The last group are those that would prefer not to be in China at all, daunted by the unknown and not sure exactly where and how to build a position.

"These investors can't afford to wait on the sidelines any longer and that is why inclusion, and the expectation that weightings toward Chinese A-shares will continue to build, make it such an exciting time."
Jason Lui, Head of Equity and Derivative Strategy Asia Pacific at BNP Paribas.

A small beginning with a long-term impact

From June 1 2018, 233 large cap China A-shares will be added to the MSCI Emerging Markets (EM) Index from an initially-proposed number of 222. Foreign institutional investors' increasing participation in A-shares could create opportunities and help institutionalise the domestic market.

The China A-Share market is the most active cash equity market in Asia Pacific with US$48 billion of average turnover per day meaning most of the constituents for MSCI C inclusion have good liquidity, with three quarters of the stocks trading more than US$50 million per day.

"We expect up to US$20 billion worth of passive and active index rebalance inflow," says Mr Lui. "Not only will this boost China's creditability as a global economic power, but it will also help to increase global fund inflows into the domestic market."

While this is just a small beginning, it has a potentially long-term impact where the ramifications of A-Share inclusion are manifold:

  1. Not only is A-Share inclusion an important step towards internationalisation of the RMB, it should also serve as a prompt for international investors to look at A shares more closely.
  2. The A-shares that are being considered for inclusion are from sectors significantly different to those comprising MSCI China or HSCEI. With an increasing inclusion factor, the universe of Chinese stocks available to international investors would be considerably different to that available today.
  3. MSCI's methodology for inclusion of A-shares in its set of eligible stocks ensures an incentive for trading processes in onshore Chinese equity markets to become more sophisticated – e.g. trading suspensions could be reduced considerably.

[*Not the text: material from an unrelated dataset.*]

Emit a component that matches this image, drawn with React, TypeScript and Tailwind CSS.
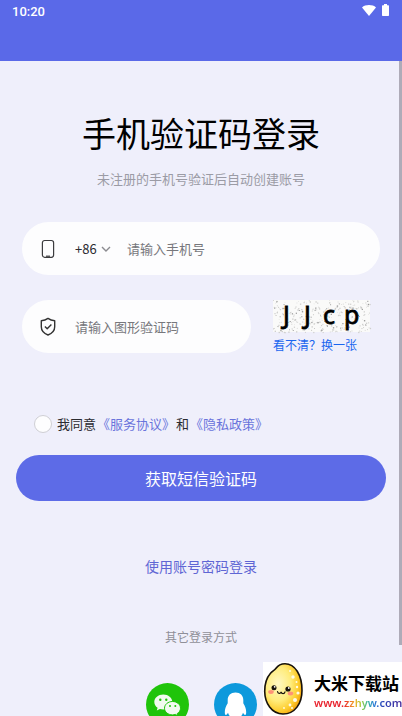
import React, { useState } from "react";

const SPECKS = Array.from({ length: 330 }, (_, i) => {
  const x = (i * 61.803) % 97;
  const y = (i * i * 0.731 + i * 7.13) % 32;
  return { x, y, size: 0.6 + ((i * 13) % 7) / 8, shade: i % 4 === 0 ? "#9a9a9a" : "#cfcfcd" };
});

function StatusBar() {
  return (
    <header className="flex h-[61px] shrink-0 items-start justify-between bg-[#5a69e8] px-3 pt-1 text-white">
      <span className="pt-px font-['Roboto','Liberation_Sans',sans-serif] text-[13px] leading-[14px] font-medium">10:20</span>
      <span className="flex items-center gap-1">
        <svg width="16" height="12" viewBox="0 0 16 12" fill="currentColor" aria-hidden="true">
          <path d="M8 12 1 3.4C2.8 1.8 5.2 1 8 1s5.200.8 7 2.400z" />
        </svg>
        <svg width="9" height="12" viewBox="0 0 9 12" fill="currentColor" aria-hidden="true">
          <path d="M3 0h3v1.300h1.300q.7 0 .7.7V11.300q0 .7-.7.7H1.700Q1 12 1 11.300V2q0-.7.7-.7H3z" />
        </svg>
      </span>
    </header>
  );
}

function Captcha() {
  return (
    <svg width="97" height="32" viewBox="0 0 97 32" role="img" aria-label="图形验证码" className="block overflow-visible">
      <rect width="97" height="32" fill="#fafaf9" />
      {SPECKS.map((s, i) => (
        <rect key={i} x={s.x} y={s.y} width={s.size} height={s.size} fill={s.shade} />
      ))}
      <g fill="#000" stroke="#000" strokeWidth="0.8" fontFamily="'Noto Sans', 'Open Sans', sans-serif" fontSize="25" fontWeight="400">
        <text x="10" y="24">J</text>
        <text x="31" y="24">J</text>
        <text x="50" y="24">c</text>
        <text x="71" y="24">p</text>
      </g>
    </svg>
  );
}

function PhoneIcon() {
  return (
    <svg width="14" height="20" viewBox="0 0 14 20" fill="none" stroke="#3c3c3f" strokeWidth="1.2" aria-hidden="true">
      <rect x="1.400" y="1.500" width="11.200" height="16.800" rx="2.200" />
      <path d="M5 17.200h4" />
    </svg>
  );
}

function ShieldIcon() {
  return (
    <svg width="16" height="20" viewBox="0 0 16 20" fill="none" stroke="#333" strokeWidth="1.400" strokeLinejoin="round" aria-hidden="true">
      <path d="M8 1.400C6 2.900 4 3.600 1.300 3.700v6.100c0 4 2.700 6.700 6.700 8.200 4-1.500 6.700-4.200 6.700-8.200V3.700C12 3.600 10 2.900 8 1.400z" />
      <path d="m4.900 9.500 2.300 2.300 4.200-4.300" />
    </svg>
  );
}

function WechatIcon() {
  return (
    <svg width="43" height="43" viewBox="0 0 43 43" aria-hidden="true">
      <circle cx="21.500" cy="21.500" r="21.500" fill="#1fc40a" />
      <path d="M17.300 11.500c-5 0-9 3.300-9 7.500 0 2.400 1.300 4.400 3.300 5.800l-.8 2.700 3.100-1.600c1.100.3 2.200.5 3.400.5 5 0 9-3.300 9-7.400s-4-7.500-9-7.500z" fill="#f2fbf0" />
      <path d="M26.500 18.500c-4.500 0-8 3-8 6.700s3.500 6.700 8 6.700c1 0 2-.2 2.900-.5l2.600 1.400-.7-2.300c2-1.200 3.200-3.100 3.200-5.300 0-3.700-3.500-6.700-8-6.700z" fill="#f2fbf0" stroke="#1fc40a" />
      <g fill="#1fc40a">
        <circle cx="14.300" cy="16.800" r="1.200" />
        <circle cx="20.300" cy="16.800" r="1.200" />
        <circle cx="24" cy="23" r="1" />
        <circle cx="29.300" cy="23" r="1" />
      </g>
    </svg>
  );
}

function QqIcon() {
  return (
    <svg width="43" height="43" viewBox="0 0 43 43" aria-hidden="true">
      <circle cx="21.500" cy="21.500" r="21.500" fill="#0d99dc" />
      <path d="M21.500 9.500c-4.800 0-7.800 3.200-7.800 7.400v3.300c-1.900 3-2.900 6.200-2.900 9 0 2 .5 2.800 1.100 2.700.7-.1 1.500-1 2.100-2.200.4 1.600 1.200 2.900 2.300 3.900-1.300.4-2.200 1.100-2.200 1.900 0 2.700 6 2.600 7.400 1 1.400 1.600 7.400 1.700 7.400-1 0-.8-.9-1.500-2.200-1.900 1.100-1 1.900-2.300 2.300-3.900.6 1.200 1.400 2.100 2.100 2.200.6.100 1.100-.7 1.100-2.700 0-2.800-1-6-2.900-9v-3.300c0-4.200-3-7.400-7.800-7.400z" fill="#fff" />
    </svg>
  );
}

function RiceMascot() {
  return (
    <svg width="42" height="54" viewBox="0 0 42 54" className="shrink-0" aria-hidden="true">
      <defs>
        <radialGradient id="grain" cx="0.36" cy="0.4" r="0.68">
          <stop offset="0" stopColor="#fff8c4" />
          <stop offset="0.5" stopColor="#ffec7c" />
          <stop offset="0.8" stopColor="#fdcc2d" />
          <stop offset="1" stopColor="#f2a10c" />
        </radialGradient>
      </defs>
      <path
        d="M22 1.700c-4 0-7 1.700-9 4.600C11.500 8.500 9.500 9 7.500 11.200 3.500 15.800 1.600 22 1.700 29.500 1.900 41 8.500 52 20 52c12 0 19-10.500 19-23.500C39 13 32 1.700 22 1.700z"
        fill="url(#grain)"
        stroke="#17120b"
        strokeWidth="1.600"
      />
      <g fill="#fffbe5">
        <circle cx="30" cy="15" r="1.700" />
        <circle cx="33.500" cy="20" r="1" />
        <circle cx="27" cy="9" r="1" />
        <circle cx="35" cy="31" r="1.600" />
        <circle cx="32" cy="38" r="2" />
        <circle cx="27" cy="43" r="1.400" />
        <circle cx="34" cy="25" r="1.200" />
        <circle cx="29" cy="46" r="1" />
        <circle cx="21" cy="46" r="0.900" />
      </g>
      <g fill="#ff9276">
        <ellipse cx="8" cy="30" rx="2.800" ry="1.900" />
        <ellipse cx="27.500" cy="31.500" rx="2.800" ry="1.900" />
      </g>
      <circle cx="11" cy="25.700" r="2.500" fill="#17120b" />
      <circle cx="25" cy="27" r="2.600" fill="#17120b" />
      <circle cx="11.700" cy="24.800" r="0.900" fill="#fff" />
      <circle cx="25.800" cy="26" r="0.900" fill="#fff" />
      <path d="M14.500 29.500c.3 2.400 3 2.600 3.600.3.500 2.500 3.400 2.400 3.900.1" fill="none" stroke="#17120b" strokeWidth="1.200" strokeLinecap="round" />
    </svg>
  );
}

function SiteBadge() {
  return (
    <aside className="absolute right-0 bottom-0 flex h-[54px] w-[139px] items-center bg-white">
      <RiceMascot />
      <div className="ml-[9px] pt-0.5 whitespace-nowrap">
        <p className="text-[17px] leading-[25px] font-bold text-black">大米下载站</p>
        <p className="bg-[linear-gradient(90deg,#e8202b_0%,#e8202b_34%,#f0672a_40%,#f0b429_47%,#9fce3c_54%,#38b7a0_61%,#2a7fd8_68%,#2b45b8_78%,#4a2f9d_100%)] bg-clip-text font-['Noto_Sans','Open_Sans',sans-serif] text-[11px] leading-4 font-semibold text-transparent">
          www.zzhyw.com
        </p>
      </div>
    </aside>
  );
}

export default function App() {
  const [agreed, setAgreed] = useState(false);
  return (
    <div className="relative flex h-screen flex-col overflow-hidden bg-[#efeffb] font-['Noto_Sans_CJK_SC',sans-serif] text-[13px] leading-5 text-[#2b2b30]">
      <StatusBar />
      <main className="flex shrink-0 flex-col pt-[47px]">
        <h1 className="text-center text-[34px] leading-[50px] text-black">手机验证码登录</h1>
        <p className="mt-[11px] text-center text-[#9b9ba5]">未注册的手机号验证后自动创建账号</p>

        <form className="mt-[33px] flex flex-col" onSubmit={(e) => e.preventDefault()}>
          <div className="mx-[22px] flex h-[53px] items-center rounded-full bg-[#fdfdfe] pr-6 pl-[19px]">
            <PhoneIcon />
            <div className="relative ml-5 flex items-center">
              <select aria-label="国家区号" className="w-9 appearance-none bg-transparent text-[13px] leading-5 outline-none">
                <option>+86</option>
              </select>
              <svg width="10" height="8" viewBox="0 0 10 8" fill="none" stroke="#8b8b90" strokeWidth="1.400" className="pointer-events-none absolute right-0" aria-hidden="true">
                <path d="m1 2 4 4 4-4" />
              </svg>
            </div>
            <input type="tel" aria-label="手机号" placeholder="请输入手机号" className="ml-4 min-w-0 flex-1 bg-transparent outline-none placeholder:text-[#77777c]" />
          </div>

          <div className="mx-[22px] mt-[25px] flex items-start gap-[22px]">
            <div className="flex h-[53px] min-w-0 flex-1 items-center rounded-full bg-[#fdfdfe] pr-6 pl-[18px]">
              <ShieldIcon />
              <input type="text" aria-label="图形验证码" placeholder="请输入图形验证码" className="ml-[19px] min-w-0 flex-1 bg-transparent outline-none placeholder:text-[#77777c]" />
            </div>
            <div className="w-[107px]">
              <Captcha />
              <button type="button" className="mt-1 block text-[12px] leading-[18px] whitespace-nowrap text-[#1a66ef]">
                看不清？换一张
              </button>
            </div>
          </div>

          <div className="mt-[60px] flex items-center pl-[34px]">
            <input
              id="agree"
              type="checkbox"
              checked={agreed}
              onChange={(e) => setAgreed(e.target.checked)}
              className="size-[18px] appearance-none rounded-full border border-[#cfcfd4] bg-[#fdfdfe] checked:bg-[#5d6be7]"
            />
            <div className="ml-[5px] flex items-center gap-px whitespace-nowrap">
              <label htmlFor="agree">我同意</label>
              <a href="#terms" className="text-[#6a74dc]">《服务协议》</a>
              <span>和</span>
              <a href="#privacy" className="text-[#6a74dc]">《隐私政策》</a>
            </div>
          </div>

          <button type="submit" className="mx-4 mt-[21px] h-[46px] rounded-full bg-[#5d6be7] text-[16px] text-white">
            获取短信验证码
          </button>
        </form>

        <a href="#password" className="mt-[55px] self-center text-[14px] text-[#5f66d4]">使用账号密码登录</a>
        <p className="mt-[51px] text-center text-[12px] text-[#8f8f98]">其它登录方式</p>
        <div className="mt-9 flex justify-center gap-[25px]">
          <button type="button" aria-label="微信登录"><WechatIcon /></button>
          <button type="button" aria-label="QQ登录"><QqIcon /></button>
        </div>
      </main>
      <div className="absolute top-[61px] right-0 h-[584px] w-[3px] bg-[#aeabb8]" aria-hidden="true" />
      <SiteBadge />
    </div>
  );
}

The Chinese bond market is too big to be ignored

China's financial sector is ready for further inroads by foreign investors and in its latest effort to develop its bond market, Chinese RMB-denominated government and policy bank securities are set to join the Bloomberg Barclays Global Bond Index for the first time in 2019. The addition of these securities to the world's second-largest bond market will be phased in over a 20-month period, with a scaling factor of 5% and increasing in 5% increments each month following, and will represent 5.49% of the index.

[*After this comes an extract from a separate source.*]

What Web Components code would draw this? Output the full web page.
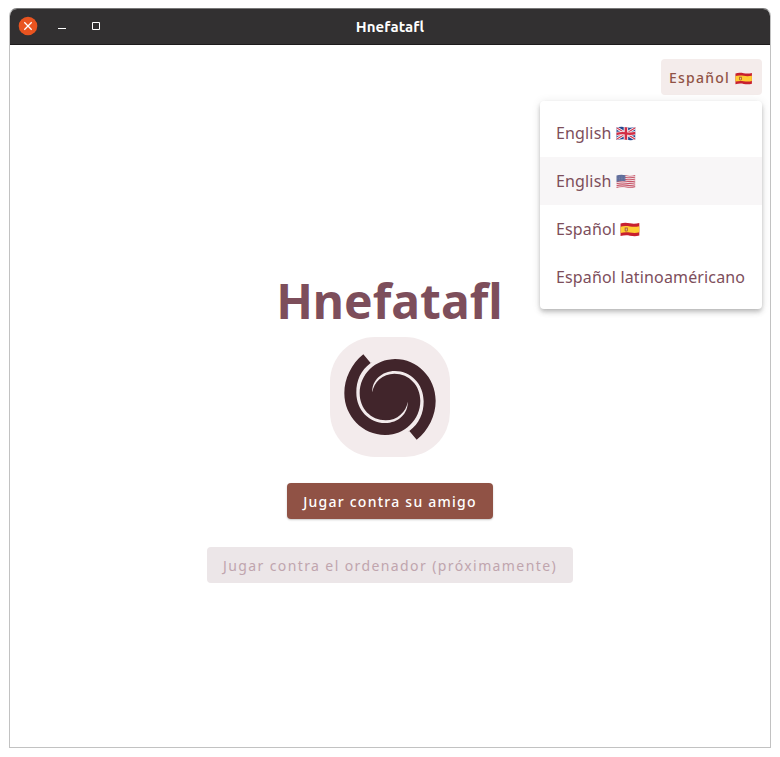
<!DOCTYPE html>
<html lang="es">
<head>
<meta charset="utf-8">
<title>Hnefatafl</title>
<style>
html,body{margin:0;height:100%;background:#fff}
body{font-family:"Noto Sans","Open Sans",sans-serif;box-sizing:border-box;padding:8px 9px 9px;height:757px;overflow:hidden}
</style>
</head>
<body>
<app-window heading="Hnefatafl">
  <language-picker></language-picker>
  <game-home></game-home>
</app-window>
<script>
function define(name, html, setup) {
  const t = document.createElement('template');
  t.innerHTML = html;
  customElements.define(name, class extends HTMLElement {
    connectedCallback() {
      if (this.shadowRoot) return;
      this.attachShadow({mode: 'open'}).append(t.content.cloneNode(true));
      if (setup) setup(this, this.shadowRoot);
    }
  });
}

/* Waving flags on a 19x15 grid */
const wave = 'M.5 1.600C3.500 .5 6.500 .7 9.500 1.300S15.500 1.800 18.500 1V13.400C15.500 14.400 12.500 14.200 9.500 13.600S3.500 13.200 .5 14Z';
const flags = {
  es: `<path fill="#c8202f" d="${wave}"/><path fill="#fc3" d="M.5 4.700C3.500 3.700 6.500 3.900 9.500 4.400S15.500 4.900 18.500 4.200V10.300C15.500 11.200 12.500 11 9.500 10.500S3.500 10.100 .5 10.900Z"/><path fill="#b5622b" d="M4.500 5.500h3v3.600q-1.500 1-3 0z"/><path fill="#ead09b" d="M5.500 6.500h1v2h-1z"/>`,
  gb: `<g clip-path="url(#w)"><path fill="#24468e" d="M0 0h19v15H0z"/><path stroke="#f3eef2" stroke-width="2.800" d="M0 1.500l19 12M0 13.500l19-12"/><path stroke="#d32c44" stroke-width="1" d="M0 1.500l19 12M0 13.500l19-12"/><path stroke="#f3eef2" stroke-width="4.300" d="M9.500 0v15" /><path stroke="#f3eef2" stroke-width="4" fill="none" d="M0 8C4 6.900 7 7 9.500 7.400S15 8 19 7"/><path stroke="#d32c44" stroke-width="2.400" fill="none" d="M9.500 0v15M0 8C4 6.900 7 7 9.500 7.400S15 8 19 7"/></g>`,
  us: `<g clip-path="url(#w)" opacity=".85"><path fill="#f1e6e9" d="M0 0h19v15H0z"/><g fill="none" stroke="#bf3a50" stroke-width="1.050">${[-5.8,-3.9,-2,-.1,1.8,3.7,5.6].map(y=>`<path transform="translate(0 ${y})" d="M0 8C4 6.900 7 7 9.500 7.400S15 8 19 7"/>`).join('')}</g><path fill="#45548a" d="M0 0h9v7.300C6 6.800 3 7.200 0 8z"/><path stroke="#8992b4" stroke-width=".5" stroke-dasharray=".6 1" d="M1.500 3h7M1.500 4.500h7M1.500 6h7"/></g>`
};
define('country-flag', `<style>:host{display:inline-block;width:1.24em;height:.94em;vertical-align:-.13em}svg{display:block;width:100%;height:100%}</style><svg viewBox="0 0 19 15" preserveAspectRatio="none"><defs><clipPath id="w"><path d="${wave}"/></clipPath></defs><g></g></svg>`,
  (el, r) => { r.querySelector('svg > g').innerHTML = flags[el.getAttribute('code')]; });

define('window-controls', `<style>:host{display:flex;align-items:center}svg{display:block}</style>
<svg width="110" height="36" viewBox="0 0 110 36"><circle cx="18" cy="17" r="9.300" fill="#e95420"/><path d="M14.300 13.300l7.400 7.400m0-7.400l-7.400 7.400" stroke="#fff" stroke-width="1.300"/><path d="M48 19.500h8" stroke="#fff"/><path d="M82.500 13.500h7v7h-7z" fill="none" stroke="#fff"/></svg>`);

define('app-window', `<style>
:host{display:flex;flex-direction:column;height:100%;box-sizing:border-box;border:1px solid #c2c2c2;border-top-color:#777;border-radius:8px 8px 0 0;overflow:hidden;background:#fff}
header{display:grid;grid-template-columns:1fr auto 1fr;align-items:center;height:36px;box-sizing:border-box;background:#323031;border-bottom:1px solid #1d1b1c;color:#fff;flex:none}
h1{margin:0;font:bold 15px/20px Ubuntu,"Noto Sans",sans-serif;letter-spacing:.1px}
main{flex:1;display:grid;min-height:0}
::slotted(*){grid-area:1/1}
</style><header><window-controls></window-controls><h1></h1><span></span></header><main><slot></slot></main>`,
 (el, r) => { r.querySelector('h1').textContent = el.getAttribute('heading'); });

define('action-button', `<style>
:host{display:block}
button{display:block;height:36px;border:0;border-radius:4px;padding:1px 16px 0;font:500 14px/35px "Noto Sans",sans-serif;letter-spacing:1.250px;white-space:nowrap;color:#fff;background:#905245;box-shadow:0 1px 2px rgba(0,0,0,.22)}
:host([kind=disabled]) button{background:#ece6e8;color:#c0a5ae;box-shadow:none;font-weight:400;letter-spacing:1.400px}
:host([kind=tonal]) button{background:#f4eceb;color:#905245;box-shadow:none;padding:1px 8px 0;width:101px;text-align:left}
:host([kind=tonal]) ::slotted(country-flag){vertical-align:-.16em}
</style><button><slot></slot></button>`);

define('menu-item', `<style>:host{display:block;height:48px;padding:0 16px;font-size:16px;line-height:48px;color:#7d4e5b;letter-spacing:.15px;white-space:nowrap}:host([active]){background:#f8f6f7}</style><slot></slot>`);

define('language-picker', `<style>
:host{position:relative;z-index:1;justify-self:end;align-self:start;margin:14px 8px 0 0}
nav{position:absolute;right:0;top:42px;width:222px;box-sizing:border-box;padding:8px 0;border-radius:4px;background:#fff;box-shadow:0 2px 4px -1px rgba(0,0,0,.16),0 4px 5px rgba(0,0,0,.12),0 1px 10px rgba(0,0,0,.1)}
</style><action-button kind="tonal">Español <country-flag code="es"></country-flag></action-button>
<nav><menu-item>English <country-flag code="gb"></country-flag></menu-item><menu-item active>English <country-flag code="us"></country-flag></menu-item><menu-item>Español <country-flag code="es"></country-flag></menu-item><menu-item>Español latinoaméricano</menu-item></nav>`);

define('spiral-logo', `<style>:host{display:block;width:120px;height:120px;border-radius:45px;background:#f3ebec}svg{display:block}</style>
<svg width="120" height="120" viewBox="30 21 360 360"><defs><path id="gap" d="M152 99C122 121 109 152 109 188C109 240 148 279 195 279C235 279 265 250 263 215C259 245 232 271 197 271C152 271 119 235 119 190C119 133 166 87 225 87L190 68Z"/></defs>
<path fill="#41252b" d="M130 73L152 99C172 90 198 87 225 87C292 87 347 143 347 212C347 256 326 300 290 329L268 303C248 312 222 315 195 315C128 315 73 259 73 190C73 146 94 102 130 73Z"/>
<g fill="#f3ebec"><use href="#gap"/><use href="#gap" transform="rotate(180 210 201)"/></g></svg>`);

define('game-home', `<style>
:host{display:flex;flex-direction:column;align-items:center;padding-top:224px}
h2{margin:0 1px 0 0;font:bold 48px/64px "Noto Sans",sans-serif;color:#7d4e5b}
spiral-logo{margin:4px 0 26px}
action-button + action-button{margin-top:28px}
</style><h2>Hnefatafl</h2><spiral-logo></spiral-logo><action-button>Jugar contra su amigo</action-button><action-button kind="disabled">Jugar contra el ordenador (próximamente)</action-button>`);
</script>
</body>
</html>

Marking another milestone in the path to financial sector liberalization, the local currency Chinese bonds will be the fourth largest currency component following the US dollar, euro and Japanese yen. It also signifies confidence from Chinese authorities that domestic financial institutions are strong enough to compete with foreign rivals.

Many global investors have been reluctant to invest in China's roughly US$12 trillion bond market until now, with international ratings agencies still yet to set up coverage of Chinese corporate debt onshore.

Partly because of poor visibility, Charles Chang, Head of Asia Credit Strategy and Trading Desk Analysts at BNP Paribas says, investing in Chinese domestic bonds is like "looking for treasure in the forest."

"Investing in Chinese domestic bonds is like looking for treasure in the forest."
Charles Chang, Head of Asia Credit Strategy and Trading Desk Analysts at BNP Paribas

"The inclusion of China's domestic bond market in the global indices is essentially like shining a flashlight on that market, which previously is not visible to international investors. So, the importance is much more about visibility and transparency, which encourages participation, and is, at the end of the day, the basic requirement for involvement," he says.

Currently, Emerging Market (EM) investors are parking their assets elsewhere.

"Most EM portfolios, whether it's in London or in the US, have an average allocation to Asia of about 10 to 15 per cent, even though the index they track has Asia at about 20 to 30 per cent, which is to say they have been heavily underweight Asia for quite a long time," Mr Chang says.

"Latin America has been heavily over-weighted, even though Asia has much shorter duration, which means much less interest rate risk. We are in a period with ongoing rate hikes from the fed - there were three last year, and there's probably going to be three or four this year. So for fund managers, the big question is: how do I deal with interest rate risks? By allocating to Asia, you are essentially reducing your interest rate risks," says Mr Chang.

China's inclusion in global bond indices, and the government's continued financial sector reforms, could drive more interest from international investors, which could pave the way for more participation in China's domestic bond market.

"International investors' interest now is based on two factors – more attractive onshore yields, and the rising strategic importance of China's financial markets," says Mr Chang.

However, despite rising inflows from overseas into Chinese bonds last year, foreigners still own less than 2% of the Chinese bond market, with a high proportion of that figure made up of overseas subsidiaries of Chinese institutions such as the nation's top banks and brokerages.

In August, the Hong Kong Exchange announced the resolution of two of the three main conditions for inclusion into the benchmark Bloomberg-Barclays Aggregate Index – upgrading the Bond Connect settlement system to fully implement real-time delivery versus payment (DVP) and introducing block trade allocations and reduced trading sizes.

"The third, a clarification on taxes from Chinese regulators that provides a three-year grace period for offshore bond investors, paves the way for Mainland bonds to be included in the Bloomberg-Barclays index next April and potentially other global benchmarks soon," Mr Li said in a statement.

"The market believes real-time DVP alone will generate greater interest from central banks and other active investors that could drive US$500 billion Northbound [into China], and index inclusion could send another US$100 billion through Bond Connect into China's interbank bond market. This represents a major breakthrough for Bond Connect and our overall fixed income strategy."

From an access point of view, Julien Kasparian, Head of BNP Paribas Securities Services in Hong Kong, says work continues to improve investor confidence. "These recent developments to Bond Connect will be important for investors to gain comfort that the investment risks are manageable and could be a key factor in encouraging indices to add or increase China weightings," says Mr Kasparian.